Bir restoranda gürültü masada sohbeti zorlaştırıyor, ayrıca yemek seçimini de etkiliyor. Gürültülü bir ortam sohbet zorluğundan genellikle daha çok yemeye ve içmeye yöneltiyor, bu da hesabı kabartıyor. Tek kazanan restoran oluyor.
Restoran ve barların çoğu herkes konuştuğu ve sesleri birbirine karıştığı için bir kapalı mekanda katlanılabilir “Desibel” düzeyinin üstüne çıkıyor. İki kişi arasındaki sohbette gürültü düzeyi 50-50 Desibel olarak ölçülüyor. Kapalı mekanda Desibel düzeyi 76-80 arasındaysa ya da onun da üstündeyse gürültü kulaklara, işitme duyusuna zarar veriyor.

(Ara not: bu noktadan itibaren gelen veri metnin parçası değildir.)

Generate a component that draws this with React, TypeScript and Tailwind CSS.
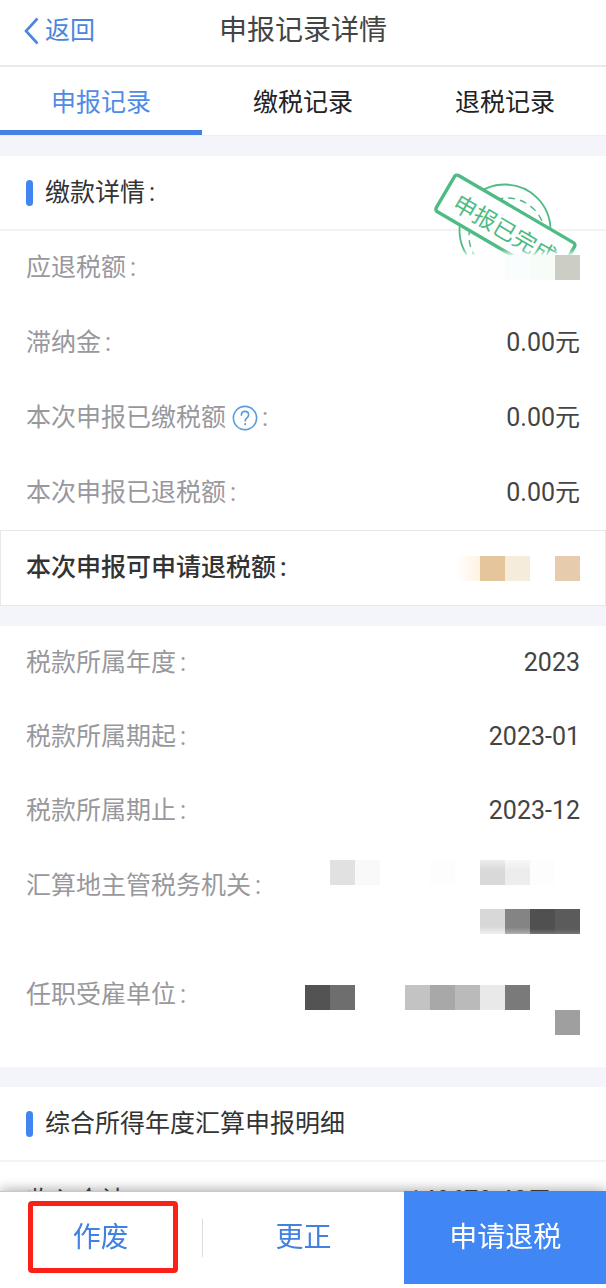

Bunun sonucu müşteriler birbirlerinin dediklerini anlamak için daha güçlü ve daha tiz konuşuyorlar. Bu da gürültüyü daha da artırıyor ve gerçek bir ses kirliliğine yol açıyor.
Restorandaki ses kirliliği beslenme davranışlarını da etkiliyor. Daha yağlı ve daha şekerli besinler sipariş ediliyor. Çünkü gürültü sağlıklı ve bilinçli yemek seçimini de olumsuz etkiliyor.
Bitmedi; gürültülü ortam yemeklerin tadını almayı da güçlendiriyor. İnsanlar gürültülü ortamdan bir an önce uzaklaşabilmek için, çok hızlı ve iri lokmalarla yiyorlar. Araştırmalara göre gürültülü ortam ve yüksek volümde müzik isanları dalgınlaştırıyor, bu da doyma duygusunu engelliyor, sonuçta hiçbir neden yokken daha çok yemeye yöneltiyor.
Ve hesabı istediklerinde önlerine yüklü bir fatura geliyor.